When I took the muffins out, they seemed a bit (alarmingly) damp. As I let them rest a while, though, they reabsorbed the moisture… and in fact, their texture is fine. That’s the reason they didn’t brown nicely, though… That was less an issue with the loaf, where excess liquid had simply run off. I let it rest a while, too, before slicing. I did find that it was a bit softer and moister than usual, and not as firm as I am used to, so a little harder to slice. (On the other hand… I usually find leftovers a bit dry, and want ketchup or something to moisten them – that was not an issue, here. Cold, this has both moisture and flavor enough to eat plain.)
I may experiment in future with a drier grain, but on the whole I found the problems with the moisture to be purely cosmetic – the flavor, and the texture for eating, is fine (and perhaps even better, for eating later.) So I’m going with it – because it’s really just the best tasting meatloaf I have made to date. Maybe the moisture holds the flavor? Maybe quinoa just tastes better than oatmeal? (And I think either of them taste better than white bread crumbs…) Whatever – no matter what you do or do not eat, try this – it’s good.

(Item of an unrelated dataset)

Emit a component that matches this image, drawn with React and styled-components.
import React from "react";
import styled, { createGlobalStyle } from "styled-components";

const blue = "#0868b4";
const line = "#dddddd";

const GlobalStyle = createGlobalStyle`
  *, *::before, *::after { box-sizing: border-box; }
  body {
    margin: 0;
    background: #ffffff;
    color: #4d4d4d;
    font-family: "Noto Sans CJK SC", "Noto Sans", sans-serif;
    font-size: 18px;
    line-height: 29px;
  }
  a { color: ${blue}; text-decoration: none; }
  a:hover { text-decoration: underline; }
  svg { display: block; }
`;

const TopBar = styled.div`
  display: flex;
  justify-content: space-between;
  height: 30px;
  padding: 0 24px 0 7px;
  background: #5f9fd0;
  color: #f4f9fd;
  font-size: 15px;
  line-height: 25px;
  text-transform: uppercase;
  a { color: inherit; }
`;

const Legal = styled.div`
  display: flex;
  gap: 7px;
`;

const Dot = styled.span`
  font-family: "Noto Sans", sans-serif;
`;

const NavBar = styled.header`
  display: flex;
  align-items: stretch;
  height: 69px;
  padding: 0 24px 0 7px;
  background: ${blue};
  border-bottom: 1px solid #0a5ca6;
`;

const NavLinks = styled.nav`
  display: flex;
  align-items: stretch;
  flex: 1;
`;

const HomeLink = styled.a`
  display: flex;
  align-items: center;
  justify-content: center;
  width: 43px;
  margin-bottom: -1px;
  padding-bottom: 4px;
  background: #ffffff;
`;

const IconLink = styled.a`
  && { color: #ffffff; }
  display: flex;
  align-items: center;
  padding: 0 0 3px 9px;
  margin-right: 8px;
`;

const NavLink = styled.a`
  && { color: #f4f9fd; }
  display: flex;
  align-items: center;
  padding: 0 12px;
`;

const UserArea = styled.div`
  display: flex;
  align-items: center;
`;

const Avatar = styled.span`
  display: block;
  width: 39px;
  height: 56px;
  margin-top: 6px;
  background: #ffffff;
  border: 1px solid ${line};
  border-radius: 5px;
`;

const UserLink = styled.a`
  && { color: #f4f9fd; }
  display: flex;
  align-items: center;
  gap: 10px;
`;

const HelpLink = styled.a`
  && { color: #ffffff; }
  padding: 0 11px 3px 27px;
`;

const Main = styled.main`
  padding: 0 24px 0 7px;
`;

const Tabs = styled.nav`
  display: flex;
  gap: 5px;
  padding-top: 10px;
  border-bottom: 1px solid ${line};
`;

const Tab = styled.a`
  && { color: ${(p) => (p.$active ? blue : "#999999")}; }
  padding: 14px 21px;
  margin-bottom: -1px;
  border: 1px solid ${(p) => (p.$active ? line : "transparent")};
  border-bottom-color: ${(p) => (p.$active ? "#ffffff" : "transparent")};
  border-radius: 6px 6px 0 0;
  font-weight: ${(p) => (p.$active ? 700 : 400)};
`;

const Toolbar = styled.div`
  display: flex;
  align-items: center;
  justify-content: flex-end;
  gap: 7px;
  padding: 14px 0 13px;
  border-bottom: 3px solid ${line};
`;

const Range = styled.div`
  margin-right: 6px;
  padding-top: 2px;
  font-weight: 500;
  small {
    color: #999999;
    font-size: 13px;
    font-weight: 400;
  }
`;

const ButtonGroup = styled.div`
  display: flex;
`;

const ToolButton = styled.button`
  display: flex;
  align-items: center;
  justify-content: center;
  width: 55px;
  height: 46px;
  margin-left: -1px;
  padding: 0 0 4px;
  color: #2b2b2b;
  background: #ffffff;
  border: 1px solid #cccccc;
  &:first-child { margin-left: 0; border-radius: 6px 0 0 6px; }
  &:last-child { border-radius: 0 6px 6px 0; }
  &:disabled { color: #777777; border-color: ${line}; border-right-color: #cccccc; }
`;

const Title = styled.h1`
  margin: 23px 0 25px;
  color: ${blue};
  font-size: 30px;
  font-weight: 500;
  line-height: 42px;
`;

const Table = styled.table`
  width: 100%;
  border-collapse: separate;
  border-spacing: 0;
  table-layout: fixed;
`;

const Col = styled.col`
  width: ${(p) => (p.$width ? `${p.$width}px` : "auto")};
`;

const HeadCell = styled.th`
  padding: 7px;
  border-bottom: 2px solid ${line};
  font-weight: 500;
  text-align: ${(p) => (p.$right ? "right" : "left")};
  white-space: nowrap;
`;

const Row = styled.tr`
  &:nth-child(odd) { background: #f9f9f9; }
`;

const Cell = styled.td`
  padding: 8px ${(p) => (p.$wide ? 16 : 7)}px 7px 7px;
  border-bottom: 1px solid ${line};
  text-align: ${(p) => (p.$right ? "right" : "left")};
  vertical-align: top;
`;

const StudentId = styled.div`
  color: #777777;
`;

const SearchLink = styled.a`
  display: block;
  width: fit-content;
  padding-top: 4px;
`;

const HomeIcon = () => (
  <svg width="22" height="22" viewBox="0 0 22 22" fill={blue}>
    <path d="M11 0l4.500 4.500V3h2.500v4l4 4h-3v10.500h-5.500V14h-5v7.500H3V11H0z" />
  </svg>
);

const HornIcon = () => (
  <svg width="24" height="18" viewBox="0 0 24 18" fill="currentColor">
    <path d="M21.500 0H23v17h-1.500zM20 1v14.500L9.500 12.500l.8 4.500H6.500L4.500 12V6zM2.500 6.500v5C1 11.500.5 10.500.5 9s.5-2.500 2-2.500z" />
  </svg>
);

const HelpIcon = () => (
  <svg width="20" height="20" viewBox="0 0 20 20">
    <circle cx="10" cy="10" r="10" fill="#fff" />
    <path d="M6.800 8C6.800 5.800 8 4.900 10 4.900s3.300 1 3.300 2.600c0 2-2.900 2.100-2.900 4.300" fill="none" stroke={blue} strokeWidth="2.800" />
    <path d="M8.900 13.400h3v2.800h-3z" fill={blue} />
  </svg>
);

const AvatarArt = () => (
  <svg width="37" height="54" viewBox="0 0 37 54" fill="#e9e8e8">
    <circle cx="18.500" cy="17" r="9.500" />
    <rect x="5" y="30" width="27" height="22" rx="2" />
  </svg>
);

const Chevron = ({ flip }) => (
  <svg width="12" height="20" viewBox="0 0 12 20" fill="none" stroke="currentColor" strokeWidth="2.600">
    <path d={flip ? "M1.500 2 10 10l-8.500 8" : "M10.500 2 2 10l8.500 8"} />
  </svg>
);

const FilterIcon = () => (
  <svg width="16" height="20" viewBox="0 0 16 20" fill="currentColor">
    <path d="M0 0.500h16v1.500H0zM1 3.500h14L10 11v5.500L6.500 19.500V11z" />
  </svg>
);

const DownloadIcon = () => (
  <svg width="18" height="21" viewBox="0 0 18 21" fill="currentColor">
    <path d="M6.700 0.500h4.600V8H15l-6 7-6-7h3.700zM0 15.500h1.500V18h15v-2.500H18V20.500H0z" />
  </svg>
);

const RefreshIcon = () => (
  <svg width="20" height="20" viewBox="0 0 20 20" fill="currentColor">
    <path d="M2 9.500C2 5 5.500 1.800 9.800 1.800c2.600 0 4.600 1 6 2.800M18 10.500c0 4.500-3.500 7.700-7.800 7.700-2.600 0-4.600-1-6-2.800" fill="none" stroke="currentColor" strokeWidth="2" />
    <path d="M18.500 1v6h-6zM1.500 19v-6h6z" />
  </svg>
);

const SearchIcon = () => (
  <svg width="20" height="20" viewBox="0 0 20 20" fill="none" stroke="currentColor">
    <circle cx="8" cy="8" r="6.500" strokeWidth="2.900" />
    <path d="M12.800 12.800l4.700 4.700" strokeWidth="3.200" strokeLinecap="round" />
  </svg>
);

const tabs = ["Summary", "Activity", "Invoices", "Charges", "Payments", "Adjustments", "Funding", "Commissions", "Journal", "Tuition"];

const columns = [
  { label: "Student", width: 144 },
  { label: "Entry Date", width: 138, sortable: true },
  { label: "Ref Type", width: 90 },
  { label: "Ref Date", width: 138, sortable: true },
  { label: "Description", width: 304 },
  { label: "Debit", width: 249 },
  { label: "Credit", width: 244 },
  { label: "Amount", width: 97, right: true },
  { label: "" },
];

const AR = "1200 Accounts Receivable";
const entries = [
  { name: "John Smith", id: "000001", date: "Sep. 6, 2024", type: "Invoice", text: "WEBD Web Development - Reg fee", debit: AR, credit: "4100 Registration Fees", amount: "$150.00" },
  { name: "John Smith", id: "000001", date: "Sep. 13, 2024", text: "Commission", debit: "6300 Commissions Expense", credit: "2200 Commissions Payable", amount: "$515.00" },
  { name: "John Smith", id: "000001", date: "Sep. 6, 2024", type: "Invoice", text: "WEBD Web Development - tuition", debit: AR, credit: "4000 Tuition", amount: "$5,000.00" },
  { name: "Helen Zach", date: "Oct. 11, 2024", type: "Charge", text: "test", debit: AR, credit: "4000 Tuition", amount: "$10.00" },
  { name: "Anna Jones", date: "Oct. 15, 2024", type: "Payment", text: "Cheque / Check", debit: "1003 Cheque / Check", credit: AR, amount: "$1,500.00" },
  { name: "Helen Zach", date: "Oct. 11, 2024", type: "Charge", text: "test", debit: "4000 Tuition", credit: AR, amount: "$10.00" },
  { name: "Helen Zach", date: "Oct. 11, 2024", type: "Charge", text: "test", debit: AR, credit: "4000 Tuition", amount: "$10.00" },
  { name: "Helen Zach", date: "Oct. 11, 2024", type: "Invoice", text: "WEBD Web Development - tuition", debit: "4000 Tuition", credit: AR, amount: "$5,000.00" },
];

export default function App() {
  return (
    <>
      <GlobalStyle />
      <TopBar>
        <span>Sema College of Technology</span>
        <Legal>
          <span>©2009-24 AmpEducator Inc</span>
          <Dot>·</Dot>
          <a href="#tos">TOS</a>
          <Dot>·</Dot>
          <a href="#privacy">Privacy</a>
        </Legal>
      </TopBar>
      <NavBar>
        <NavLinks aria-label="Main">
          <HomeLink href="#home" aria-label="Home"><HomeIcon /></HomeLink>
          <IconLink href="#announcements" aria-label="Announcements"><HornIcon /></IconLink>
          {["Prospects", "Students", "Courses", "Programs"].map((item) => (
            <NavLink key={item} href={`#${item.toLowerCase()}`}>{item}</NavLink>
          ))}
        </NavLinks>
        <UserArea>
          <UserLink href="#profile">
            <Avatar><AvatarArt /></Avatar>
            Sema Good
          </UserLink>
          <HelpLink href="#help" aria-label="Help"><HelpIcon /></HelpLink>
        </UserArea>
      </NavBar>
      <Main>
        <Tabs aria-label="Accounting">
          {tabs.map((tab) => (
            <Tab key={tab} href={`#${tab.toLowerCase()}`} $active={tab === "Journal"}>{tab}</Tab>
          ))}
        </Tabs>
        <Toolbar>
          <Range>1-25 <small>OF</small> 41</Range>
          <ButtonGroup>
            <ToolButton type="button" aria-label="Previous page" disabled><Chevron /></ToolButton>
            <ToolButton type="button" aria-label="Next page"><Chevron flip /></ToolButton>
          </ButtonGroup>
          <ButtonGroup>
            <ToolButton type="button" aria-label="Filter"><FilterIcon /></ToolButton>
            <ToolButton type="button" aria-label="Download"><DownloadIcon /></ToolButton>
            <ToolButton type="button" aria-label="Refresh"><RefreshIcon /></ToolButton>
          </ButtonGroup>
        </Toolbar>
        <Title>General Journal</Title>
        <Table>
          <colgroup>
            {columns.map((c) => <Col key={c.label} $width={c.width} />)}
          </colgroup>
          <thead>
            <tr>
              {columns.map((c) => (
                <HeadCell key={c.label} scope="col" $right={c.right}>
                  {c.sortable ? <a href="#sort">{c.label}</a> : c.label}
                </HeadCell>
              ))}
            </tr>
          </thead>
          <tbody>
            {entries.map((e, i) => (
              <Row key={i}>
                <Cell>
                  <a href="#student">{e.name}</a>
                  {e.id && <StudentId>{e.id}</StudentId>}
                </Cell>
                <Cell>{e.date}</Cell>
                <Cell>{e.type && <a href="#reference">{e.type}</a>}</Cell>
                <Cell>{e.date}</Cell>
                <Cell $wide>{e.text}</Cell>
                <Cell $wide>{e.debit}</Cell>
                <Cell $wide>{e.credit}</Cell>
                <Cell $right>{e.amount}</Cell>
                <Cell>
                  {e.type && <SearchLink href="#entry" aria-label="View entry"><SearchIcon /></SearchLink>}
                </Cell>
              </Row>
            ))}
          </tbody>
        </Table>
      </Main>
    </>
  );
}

Make a gluten free meatloaf with quinoa and vegetables, for a moist and tender version of this classic, with a wonderful flavor.
40 minPrep Time
1 hrCook Time
1 hr, 40 Total Time
- 1 c quinoa, cooked in 2 c water
- 1 c finely grated or chopped vegetables - carrots, cabbage, or other firm and flavorful vegetables.
- 1 onion, finely chopped
- oil for pan
- 1 t salt
- 1 t thyme
- 1/2 t savoury
- 1-3 t red pepper flakes to taste
- 1 1/4 lb. ground beef
- 1 1/4 lb ground pork
- 4 eggs
- Preheat oven to 350.
- Prepare quinoa and vegetables.
- Saute onion in oil until soft, add vegetables. Mix that and the seasonings into the quinoa, set aside to cool.
- Mix the two kinds of meat and the eggs together in a large bowl. Add the quinoa vegetable mixture, and stir until completely combined.
- Either fill muffin tins, make 2 loaves, or or make 1 dozen muffins and one loaf.
- Bake at 350 - 30 minutes for muffins, 1 hour for loaves.
- Let rest 5-10 minutes to reabsorb juices before removing from tin or slicing.